Assessment of compensation
Effect of planning permission
Transport For London (London Underground Ltd) V Spirerose Ltd (In Administration)
 UKHL 44
This House of Lords judgment overturned both the Lands Tribunal and Court of Appeal judgments on how compensation should be assessed having regard to the unrealised potential for development.
The courts below had applied an approach which allowed compensation to be assessed on the basis that planning permission “would” have been granted in the “no scheme” world pursuant to the principle in Pointe Gourde Quarrying & Transport Co v Sub-Intendent of Crown Lands (1947) AC 565 PC (Trin) despite the fact that none of the statutory assumptions under the Land Compensation Act 1961 applied.
The courts below had considered that the principle in Pointe Gourde could be applied as an adjunct to the statutory provisions relating to assumed planning permissions.
However the House of Lords rejected this approach and held that the valuation had to take into account the land’s potential for development and that the development potential had to be valued by discounting future uncertainties. Therefore the correct basis for assessment was on the “hope” value of the land for its unrealised potential. It was not correct to assess the value of the land on the assumption that planning permission would have been granted once it had been demonstrated on the evidence that planning permission would have been likely to have been granted.
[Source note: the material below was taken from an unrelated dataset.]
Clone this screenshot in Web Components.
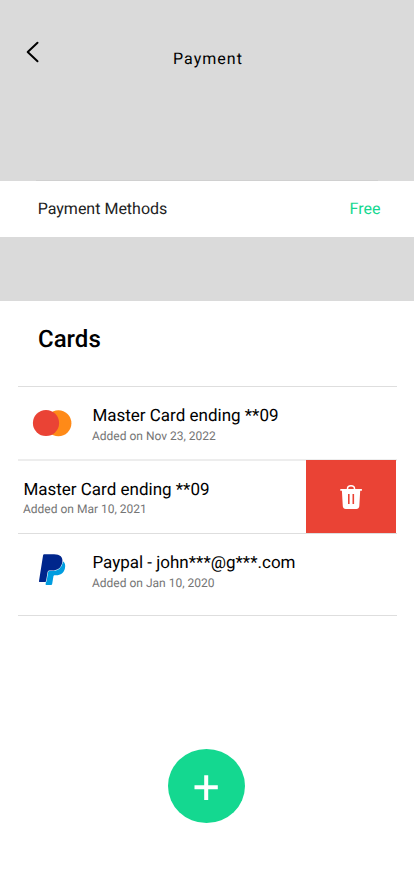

The House of Lords considered that the statutory scheme provided for the situation that the development value of planning permission could be taken into account even where the statutory assumptions did not apply by way of s14 (3) of the 1961 Act. However it was not open to the court to establish an assumption that planning permission would be obtained by analogy with the specific statutory rules that provided for such assumptions. To do so was an impermissible exercise of statutory construction.